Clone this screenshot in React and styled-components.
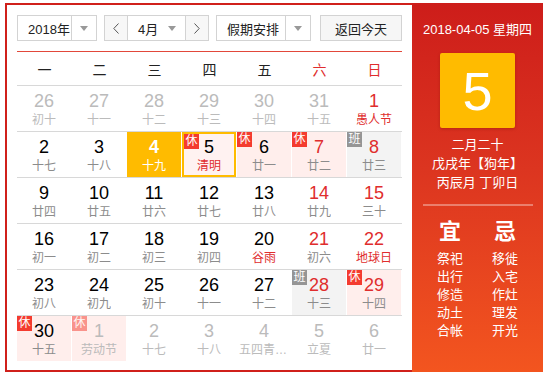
import React from 'react'
import styled, { createGlobalStyle, css } from 'styled-components'

const GlobalStyle = createGlobalStyle`
  body {
    margin: 0;
    background: #fff;
    font-family: "Liberation Sans", Arial, "Noto Sans CJK SC", sans-serif;
  }
`

const weekdays = [
  { name: '一' }, { name: '二' }, { name: '三' }, { name: '四' }, { name: '五' },
  { name: '六', red: true }, { name: '日', red: true },
]

// [day, lunar, flags] o=other month r=red number f=festival t=today s=selected x=休 b=班
const weeks = [
  [[26, '初十', 'o'], [27, '十一', 'o'], [28, '十二', 'o'], [29, '十三', 'o'], [30, '十四', 'o'], [31, '十五', 'o'], [1, '愚人节', 'rf']],
  [[2, '十七', ''], [3, '十八', ''], [4, '十九', 't'], [5, '清明', 'sxf'], [6, '廿一', 'x'], [7, '廿二', 'xr'], [8, '廿三', 'br']],
  [[9, '廿四', ''], [10, '廿五', ''], [11, '廿六', ''], [12, '廿七', ''], [13, '廿八', ''], [14, '廿九', 'r'], [15, '三十', 'r']],
  [[16, '初一', ''], [17, '初二', ''], [18, '初三', ''], [19, '初四', ''], [20, '谷雨', 'f'], [21, '初六', 'r'], [22, '地球日', 'rf']],
  [[23, '初八', ''], [24, '初九', ''], [25, '初十', ''], [26, '十一', ''], [27, '十二', ''], [28, '十三', 'br'], [29, '十四', 'xr']],
  [[30, '十五', 'x'], [1, '劳动节', 'ox'], [2, '十七', 'o'], [3, '十八', 'o'], [4, '五四青年节', 'o'], [5, '立夏', 'o'], [6, '廿一', 'o']],
]

const good = ['祭祀', '出行', '修造', '动土', '合帐']
const bad = ['移徙', '入宅', '作灶', '理发', '开光']

const Chevron = ({ left }) => (
  <svg width="6" height="11" viewBox="0 0 6 11">
    <polyline
      points={left ? '5.5,0.5 0.8,5.5 5.5,10.5' : '0.5,0.5 5.2,5.5 0.5,10.5'}
      fill="none"
      stroke="#555"
      strokeWidth="1"
    />
  </svg>
)

const DayCell = ({ day }) => {
  const [num, lunar, flags] = day
  const has = (c) => flags.includes(c)
  return (
    <Cell
      $today={has('t')}
      $selected={has('s')}
      $rest={has('x')}
      $work={has('b')}
    >
      {has('x') && <Badge $faded={has('o')}>休</Badge>}
      {has('b') && <Badge $work>班</Badge>}
      <DayNum $other={has('o')} $red={has('r')} $today={has('t')}>{num}</DayNum>
      <Lunar $other={has('o')} $festival={has('f')} $today={has('t')}>{lunar}</Lunar>
    </Cell>
  )
}

const App = () => {
  return (
    <React.Fragment>
      <GlobalStyle />
      <Page>
        <Frame>
          <Main>
            <Toolbar>
              <Select $width={80}>
                <SelectText>2018年</SelectText>
                <SelectArrow><Caret /></SelectArrow>
              </Select>
              <MonthGroup>
                <NavButton><Chevron left /></NavButton>
                <MonthSelect>
                  <span>4月</span>
                  <Caret />
                </MonthSelect>
                <NavButton><Chevron /></NavButton>
              </MonthGroup>
              <Select $width={95}>
                <SelectText>假期安排</SelectText>
                <SelectArrow><Caret /></SelectArrow>
              </Select>
              <TodayButton>返回今天</TodayButton>
            </Toolbar>
            <HeadRow>
              {weekdays.map((w) => (
                <HeadCell key={w.name} $red={w.red}>{w.name}</HeadCell>
              ))}
            </HeadRow>
            {weeks.map((week, i) => (
              <WeekRow key={i} $last={i === weeks.length - 1}>
                {week.map((day, j) => (
                  <DayCell key={j} day={day} />
                ))}
              </WeekRow>
            ))}
          </Main>
          <Side>
            <SideDate>2018-04-05 星期四</SideDate>
            <BigDay>5</BigDay>
            <SideLunar>
              <div>二月二十</div>
              <div>戊戌年【狗年】</div>
              <div>丙辰月 丁卯日</div>
            </SideLunar>
            <SideDivider />
            <Almanac>
              <AlmanacCol>
                <AlmanacTitle>宜</AlmanacTitle>
                {good.map((g) => <AlmanacItem key={g}>{g}</AlmanacItem>)}
              </AlmanacCol>
              <AlmanacCol>
                <AlmanacTitle>忌</AlmanacTitle>
                {bad.map((b) => <AlmanacItem key={b}>{b}</AlmanacItem>)}
              </AlmanacCol>
            </Almanac>
          </Side>
        </Frame>
      </Page>
    </React.Fragment>
  )
}

const Page = styled.div`
  padding: 3px 0 0 5px;
`

const Frame = styled.div`
  display: flex;
  width: 538px;
  height: 369px;
`

const Main = styled.div`
  box-sizing: border-box;
  width: 407px;
  height: 369px;
  border: 2px solid #d0201b;
  border-right: none;
  padding: 10px 10px 0 10px;
  background: #fff;
`

const Toolbar = styled.div`
  display: flex;
  align-items: center;
  height: 26px;
  padding-bottom: 10px;
  border-bottom: 1px solid #e2483a;
`

const Select = styled.div`
  box-sizing: border-box;
  display: flex;
  width: ${({ $width }) => $width}px;
  height: 26px;
  border: 1px solid #d3d3d3;
  background: #fff;
  margin-right: 7px;
  font-size: 13px;
  color: #222;
`

const SelectText = styled.div`
  flex: 1;
  display: flex;
  align-items: center;
  padding-left: 10px;
  border-right: 1px solid #d3d3d3;
`

const SelectArrow = styled.div`
  width: 24px;
  display: flex;
  align-items: center;
  justify-content: center;
`

const Caret = styled.span`
  display: inline-block;
  width: 0;
  height: 0;
  border-left: 4px solid transparent;
  border-right: 4px solid transparent;
  border-top: 5px solid #999;
`

const MonthGroup = styled.div`
  box-sizing: border-box;
  display: flex;
  width: 105px;
  height: 26px;
  border: 1px solid #d3d3d3;
  margin-right: 7px;
`

const NavButton = styled.div`
  width: 22px;
  display: flex;
  align-items: center;
  justify-content: center;
  background: #f7f7f7;
`

const MonthSelect = styled.div`
  flex: 1;
  display: flex;
  align-items: center;
  justify-content: space-between;
  padding: 0 9px 0 10px;
  border-left: 1px solid #d3d3d3;
  border-right: 1px solid #d3d3d3;
  background: #fff;
  font-size: 13px;
  color: #222;
`

const TodayButton = styled.div`
  box-sizing: border-box;
  width: 82px;
  height: 26px;
  margin-left: 2px;
  border: 1px solid #d3d3d3;
  background: #f6f6f6;
  display: flex;
  align-items: center;
  justify-content: center;
  font-size: 13px;
  color: #222;
`

const HeadRow = styled.div`
  display: grid;
  grid-template-columns: repeat(7, 55px);
  height: 33px;
  border-bottom: 1px solid #d8d8d8;
`

const HeadCell = styled.div`
  display: flex;
  align-items: center;
  justify-content: center;
  font-size: 14px;
  color: ${({ $red }) => ($red ? '#e02d2d' : '#222')};
`

const WeekRow = styled.div`
  display: grid;
  grid-template-columns: repeat(7, 55px);
  height: 45px;
  border-bottom: ${({ $last }) => ($last ? 'none' : '1px solid #d8d8d8')};
`

const Cell = styled.div`
  position: relative;
  box-sizing: border-box;
  width: 54px;
  height: 45px;
  display: flex;
  flex-direction: column;
  align-items: center;
  padding-top: 5px;
  ${({ $rest }) => $rest && css`background: #ffeeec;`}
  ${({ $work }) => $work && css`background: #f3f3f3;`}
  ${({ $today }) => $today && css`background: #ffbb00;`}
  ${({ $selected }) => $selected && css`
    border: 2px solid #ffbb00;
    padding-top: 3px;
    background: #fff2f1;
  `}
`

const Badge = styled.div`
  position: absolute;
  left: 0;
  top: 0;
  width: 15px;
  height: 15px;
  line-height: 15px;
  text-align: center;
  font-size: 12px;
  color: #fff;
  background: ${({ $work }) => ($work ? '#959595' : '#f43b2f')};
  opacity: ${({ $faded }) => ($faded ? 0.5 : 1)};
`

const DayNum = styled.div`
  font-size: 18px;
  line-height: 20px;
  color: ${({ $other, $red, $today }) =>
    $today ? '#fff' : $other ? '#bbb' : $red ? '#e02d2d' : '#000'};
  font-weight: ${({ $today }) => ($today ? 'bold' : 'normal')};
`

const Lunar = styled.div`
  max-width: 50px;
  margin-top: 1px;
  font-size: 12px;
  line-height: 16px;
  white-space: nowrap;
  overflow: hidden;
  text-overflow: ellipsis;
  color: ${({ $other, $festival, $today }) =>
    $today ? '#fff' : $other ? '#bbb' : $festival ? '#e02d2d' : '#8c8c8c'};
`

const Side = styled.div`
  width: 131px;
  height: 369px;
  display: flex;
  flex-direction: column;
  align-items: center;
  background: linear-gradient(to bottom, #cd1d1a 0%, #dc3520 45%, #f3551f 100%);
  color: #fff;
`

const SideDate = styled.div`
  margin-top: 18px;
  font-size: 13px;
  line-height: 18px;
`

const BigDay = styled.div`
  margin-top: 14px;
  width: 75px;
  height: 75px;
  border-radius: 2px;
  background: #ffbb00;
  display: flex;
  align-items: center;
  justify-content: center;
  font-size: 54px;
  color: #fff;
  box-shadow: 0 1px 3px rgba(120, 20, 0, 0.35);
`

const SideLunar = styled.div`
  margin-top: 7px;
  font-size: 13px;
  line-height: 19px;
  text-align: center;
`

const SideDivider = styled.div`
  margin-top: 12px;
  width: 110px;
  height: 2px;
  background: rgba(255, 255, 255, 0.35);
`

const Almanac = styled.div`
  margin-top: 14px;
  display: flex;
`

const AlmanacCol = styled.div`
  width: 55px;
  display: flex;
  flex-direction: column;
  align-items: center;
`

const AlmanacTitle = styled.div`
  font-size: 22px;
  line-height: 24px;
  font-weight: bold;
  margin-bottom: 6px;
`

const AlmanacItem = styled.div`
  font-size: 13px;
  line-height: 18px;
`

export default App
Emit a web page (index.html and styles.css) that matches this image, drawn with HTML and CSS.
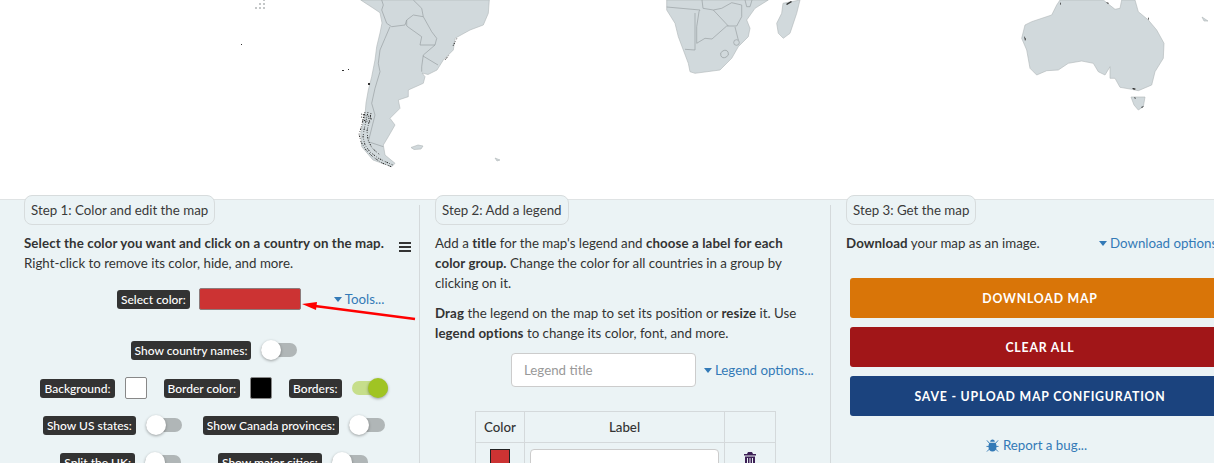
FILE: index.html
```html
<!DOCTYPE html>
<html lang="en">
<head>
<meta charset="utf-8">
<title>Map chart</title>
<link rel="stylesheet" href="styles.css">
</head>
<body>
<div class="page">
  <svg class="map" viewBox="0 0 1214 199" aria-label="World map">
    <g class="land">
      <path d="M360.7 0L373 8L380 12.7L382 23L380 33L376.7 46.7L375 60L371.7 76.7L368.3 90L366 103L365 115L360.7 133.3L361.7 146.7L373 160L391.700 166.700L395 163.300L385 155L383.300 145L388.300 136.700L395 125L390 118.300L400 108.300L398.300 100L408.300 96.700L408.300 90L423.300 83.300L425 76.700L422 73L428 74.500L437 70L443.300 60L453.300 50L455 38.300L470 30L483.300 25L488.300 13.300L489.300 0Z"/>
      <path d="M666.7 0L666.7 10L675 23.300L678.300 36.700L683.300 50L688.300 63.300L690 71.700L695 73.300L720 70L731.700 58.300L738.300 46.700L748.300 36.700L750 28.300L746.700 20L755 8.300L768.300 0Z"/>
      <path d="M783 3.300L800 0L796.700 13.300L790 33.300L783.300 38.300L778.300 33.300L776.700 23.300L781.700 13.300Z"/>
      <path d="M1056.700 5L1051.700 15L1031.700 21.700L1025 25L1021.700 38.300L1026.700 50L1030 68.300L1036.700 75L1046.700 70.700L1058.300 70L1068.300 63.300L1081.700 61L1093.300 63.300L1098.300 71.700L1105 75L1110 66.700L1110 78.300L1115 78.300L1120 87.300L1131.700 89.300L1138.300 90.700L1151.700 85L1155 71.700L1163.300 58.300L1164 43.300L1156.700 30L1148.300 20L1138.300 11.700L1135 0L1121.700 0L1120 8.300L1115 9.300L1103.300 0L1060 0Z"/>
      <path d="M1131 97L1145 97L1143.300 106.700L1138.300 110L1134 105Z"/>
      <path d="M411 147.500L418 145L423 146L421 149L414 149.500Z"/>
      <path d="M1202 17L1208 21L1204 21Z"/>
      <path d="M495 158L500 160L497 161Z"/>
    </g>
    <g class="borders">
      <path d="M381.700 0L383.300 5L381.700 10L386.700 23.300L391.700 26.700L405 25L406.700 20L413.300 15L423.300 16.700L421.700 8.300L413.300 0"/>
      <path d="M406.700 20L406.700 26L421.700 36.700L420 45L435 45L436.700 38.300L431.700 31.700L423.300 16.700"/>
      <path d="M435 45L423.300 55L421.700 66.700L421.700 71.700"/>
      <path d="M423 56L438 65"/>
      <path d="M390 26.700L385 38.300L380 50L378.300 63.300L380 71.700L375 88.300L371.700 103.300L375 115L368.300 141.700L383.300 146.700"/>
      <path d="M702 0L703 8.300L713.300 10L721.700 8.300L731.700 2.700L741.700 5L741.700 16.700L736.700 26L726.700 26L712 39L705 38.300L696.700 43.300L696.700 26.700L699 11.700L700 10L666.700 7"/>
      <path d="M695 13L695 50L685 49.300"/>
      <path d="M713.300 10L728.300 26"/>
      <path d="M735 27L738.300 40"/>
      <path d="M745 0L746.700 6.700L750 6.700L752 0"/>
      <ellipse cx="724.500" cy="54" rx="4" ry="3.500" transform="rotate(-25 724.500 54)"/>
      <circle cx="736.500" cy="42.500" r="2.800"/>
    </g>
    <g class="specks">
      <path d="M365 112L363 120L361 128L359 134L361 142L366 150L373 157L382 163L392 167"/>
      <path d="M368 112L366 121L364 130L363 137L365 145L370 152L378 158L386 162L393 165"/>
      <path d="M371 113L369 122L367 131L368 140L372 148L380 155"/>
      <path d="M361 114L371 117M361 117L372 119M362 120L371 122"/>
      <path d="M453 46L457 38M445 60L449 55"/>
    </g>
    <g class="tiny">
      <path d="M241 44h1v1h-1zM342 70h2v1h-2zM348 69h1v1h-1zM368 83h2v2h-2zM1061 2l-1 2 1 1zM1024 36l2 3-1 2zM1106 2l2 2 1-1zM1132 88l2 2 2-1-2-1zM1134 97l2 1-1 1zM1144 106l-2 2-1-1zM786 4l5-3 1 1-5 3zM1148 17l1 2-1 1z"/>
    </g>
    <g class="dots">
      <path d="M255 7h2v2h-2zM259 7h2v2h-2zM263 7h2v2h-2zM259 3h2v2h-2zM263 3h2v2h-2zM263 0h2v1h-2z"/>
    </g>
  </svg>

  <main class="steps">
    <section class="step step-one">
      <h2 class="tab">Step 1: Color and edit the map</h2>
      <div class="intro">
        <p class="copy"><b>Select the color you want and click on a country on the map.</b><br>Right-click to remove its color, hide, and more.</p>
        <svg class="menu" viewBox="0 0 12 10" aria-hidden="true"><path d="M0 0h12v2H0zM0 4h12v2H0zM0 8h12v2H0z"/></svg>
      </div>
      <div class="select-row">
        <span class="badge">Select color:</span>
        <span class="color-bar"></span>
        <a class="link tools"><i class="caret"></i>Tools...</a>
      </div>
      <div class="opt-row opt-names">
        <span class="badge">Show country names:</span><span class="toggle"></span>
      </div>
      <div class="opt-row opt-colors">
        <span class="pair"><span class="badge">Background:</span><span class="swatch swatch-white"></span></span>
        <span class="pair"><span class="badge">Border color:</span><span class="swatch swatch-black"></span></span>
        <span class="pair"><span class="badge">Borders:</span><span class="toggle toggle-on"></span></span>
      </div>
      <div class="opt-row opt-states">
        <span class="pair"><span class="badge">Show US states:</span><span class="toggle"></span></span>
        <span class="pair"><span class="badge">Show Canada provinces:</span><span class="toggle"></span></span>
      </div>
      <div class="opt-row opt-uk">
        <span class="pair"><span class="badge">Split the UK:</span><span class="toggle"></span></span>
        <span class="pair"><span class="badge">Show major cities:</span><span class="toggle"></span></span>
      </div>
      <svg class="arrow" viewBox="0 0 116 20" aria-hidden="true"><path d="M114 17L14 4" class="arrow-line"/><path d="M1 2L16 0L15 8Z" class="arrow-head"/></svg>
    </section>

    <section class="step step-two">
      <h2 class="tab">Step 2: Add a legend</h2>
      <p class="copy">Add a <b>title</b> for the map's legend and <b>choose a label for each color group.</b> Change the color for all countries in a group by clicking on it.</p>
      <p class="copy copy-gap"><b>Drag</b> the legend on the map to set its position or <b>resize</b> it. Use <b>legend options</b> to change its color, font, and more.</p>
      <div class="legend-row">
        <input class="field legend-title" type="text" placeholder="Legend title">
        <a class="link"><i class="caret"></i>Legend options...</a>
      </div>
      <table class="legend-table">
        <thead><tr><th class="c-color">Color</th><th class="c-label">Label</th><th class="c-del"></th></tr></thead>
        <tbody><tr>
          <td class="c-color"><span class="legend-swatch"></span></td>
          <td class="c-label"><input class="field label-input" type="text"></td>
          <td class="c-del"><svg class="trash" viewBox="0 0 12 14" aria-hidden="true"><path d="M4 0h4l1 2h3v1.500H0V2h3zM1 4.500h10V14H1zM3 6v6h1V6zM5.500 6v6h1V6zM8 6v6h1V6z" fill-rule="evenodd"/></svg></td>
        </tr></tbody>
      </table>
    </section>

    <section class="step step-three">
      <h2 class="tab">Step 3: Get the map</h2>
      <div class="dl-row">
        <p class="copy"><b>Download</b> your map as an image.</p>
        <a class="link dl-link"><i class="caret"></i>Download options...</a>
      </div>
      <div class="buttons">
        <button class="btn btn-orange">DOWNLOAD MAP</button>
        <button class="btn btn-red">CLEAR ALL</button>
        <button class="btn btn-blue">SAVE - UPLOAD MAP CONFIGURATION</button>
      </div>
      <a class="link bug"><svg class="bug-icon" viewBox="0 0 14 14" aria-hidden="true"><path d="M4.500 3C4.500 1.500 5.500.5 7 .5S9.500 1.500 9.500 3zM3.800 4h6.400c.8 1 1.100 2.500 1.100 4.500 0 3-1.600 5-4.300 5s-4.300-2-4.300-5c0-2 .3-3.500 1.100-4.500z"/><path class="bug-legs" d="M1 1.500l3 3.500M13 1.500L10 5M.5 8h3M13.500 8h-3M1 13.500l3-3M13 13.500l-3-3"/></svg>Report a bug...</a>
    </section>
  </main>
</div>
</body>
</html>
```
FILE: styles.css
```css
* { box-sizing: border-box; }
html, body { margin: 0; height: 463px; overflow: hidden; background: #fff; }
body { font-family: Lato, "Noto Sans", sans-serif; font-size: 13.3px; line-height: 20px; color: #333; }
.page { width: 1232px; }
.map { display: block; width: 1214px; height: 199px; }
.land path { fill: #d1d9dc; stroke: #aeb5b7; stroke-width: .6; }
.borders { fill: none; stroke: #9aa1a3; stroke-width: .7; }
.specks { fill: none; stroke: #222; stroke-width: 1; stroke-dasharray: .8 1.1 1.6 1.4 .6 2; }
.tiny { fill: #333; }
.dots { fill: #c4c7c8; }

.steps { display: grid; grid-template-columns: 420px 411px 401px; background: #ebf3f5; border-top: 1px solid #dfe3e4; height: 264px; }
.step { position: relative; padding: 0 9px 0 24px; min-width: 0; }
.step-one::after, .step-two::after { content: ""; position: absolute; top: 5px; right: 0; bottom: 0; width: 1px; background: #d4d9db; }
.step-two { padding: 0 15px 0 15px; }
.step-three { padding: 0 0 0 15px; }
.tab { display: inline-block; height: 30px; margin: -5px 0 0; padding: 0 6px; border: 1px solid #d7dcdd; border-radius: 8px; background: #ebf3f5; font-size: 13.3px; font-weight: 400; line-height: 28px; color: #3a3a3a; white-space: nowrap; position: relative; z-index: 1; }
.copy { margin: 8px 0 0; }
.copy b { font-weight: 700; letter-spacing: .1px; }
.copy-gap { margin-top: 10px; }
.intro { display: flex; align-items: flex-start; justify-content: space-between; }
.menu { width: 12px; height: 10px; margin: 17px 0 0 0; fill: #333; flex: none; }

.badge { display: inline-block; height: 19px; padding: 0 4px; background: #333; border-radius: 3px; color: #fff; font-size: 12px; font-weight: 500; line-height: 19px; white-space: nowrap; }
.select-row { display: flex; align-items: center; margin: 15px 0 0 93px; height: 22px; }
.color-bar { width: 102px; height: 22px; margin-left: 9px; background: #cc3333; border: 1px solid #8d7b7b; border-radius: 2px; }
.link { color: #337ab7; white-space: nowrap; }
.tools { margin-left: 33px; }
.caret { display: inline-block; width: 0; height: 0; margin: 0 3px 2px 0; border: 4px solid transparent; border-top: 5px solid #337ab7; border-bottom: 0; }

.opt-row { display: flex; justify-content: center; align-items: center; width: 428px; margin-left: -24px; }
.pair { display: flex; align-items: center; gap: 10px; }
.opt-names { margin-top: 30px; gap: 10px; height: 20px; }
.opt-colors { margin-top: 17px; gap: 17px; height: 22px; }
.opt-states { margin-top: 16px; gap: 21px; height: 20px; }
.opt-uk { margin-top: 17px; gap: 37px; height: 20px; }
.swatch { display: block; width: 22px; height: 22px; border: 1px solid #888; border-radius: 2px; }
.swatch-white { background: #fff; }
.swatch-black { background: #000; }
.toggle { position: relative; display: block; width: 36px; height: 14px; border-radius: 7px; background: #b0b6b7; flex: none; }
.toggle::after { content: ""; position: absolute; left: 0; top: -3px; width: 20px; height: 20px; border-radius: 50%; background: #fff; box-shadow: 0 1px 3px rgba(0,0,0,.35); }
.toggle-on { background: #c6de8b; }
.toggle-on::after { left: 16px; background: #a0c423; }
.arrow { position: absolute; left: 301px; top: 102px; width: 116px; height: 20px; }
.arrow-line { stroke: #f00; stroke-width: 2.5; fill: none; }
.arrow-head { fill: #f00; }

.legend-row { display: flex; align-items: center; margin: 10px 0 0 76px; gap: 8px; }
.field { border: 1px solid #ccc; border-radius: 4px; background: #fff; font: inherit; outline: none; }
.legend-title { width: 185px; height: 34px; padding: 0 12px; }
.legend-title::placeholder { color: #999; opacity: 1; }
.legend-table { margin: 24px 0 0 40px; width: 300px; border-collapse: collapse; table-layout: fixed; }
.legend-table th, .legend-table td { border: 1px solid #d4d9db; padding: 0; text-align: center; vertical-align: top; }
.legend-table th { height: 31px; font-weight: 500; vertical-align: middle; }
.c-color { width: 49px; }
.c-label { width: 200px; }
.c-del { width: 51px; }
.legend-table td { height: 40px; }
.legend-swatch { display: block; width: 20px; height: 20px; margin: 6px auto 0; background: #cc3333; border: 1px solid #222; }
.label-input { display: block; width: 189px; height: 34px; margin: 6px auto 0 5px; }
.trash { width: 12px; height: 14px; margin-top: 9px; fill: #3c1f55; }

.dl-row { display: flex; justify-content: space-between; }
.dl-link { display: block; margin-top: 8px; position: absolute; left: 268px; }
.buttons { display: flex; flex-direction: column; gap: 9px; margin: 25px 0 0 4px; }
.btn { width: 380px; height: 40px; border: 0; border-radius: 3px; color: #fff; font: 700 12.3px Lato, sans-serif; letter-spacing: .8px; }
.btn-orange { background: #d97508; }
.btn-red { background: #a11618; }
.btn-blue { background: #1b437e; }
.bug { display: flex; align-items: center; justify-content: center; gap: 4px; width: 381px; margin-top: 19px; }
.bug-icon { width: 13px; height: 13px; fill: #337ab7; }
.bug-legs { fill: none; stroke: #337ab7; stroke-width: 1; }
```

########

■ Required task ■
Within the listing above, copy each line that has the string "image".

■ Written answer ■
Emit a web page (index.html and styles.css) that matches this image, drawn with HTML and CSS.
        <p class="copy"><b>Download</b> your map as an image.</p>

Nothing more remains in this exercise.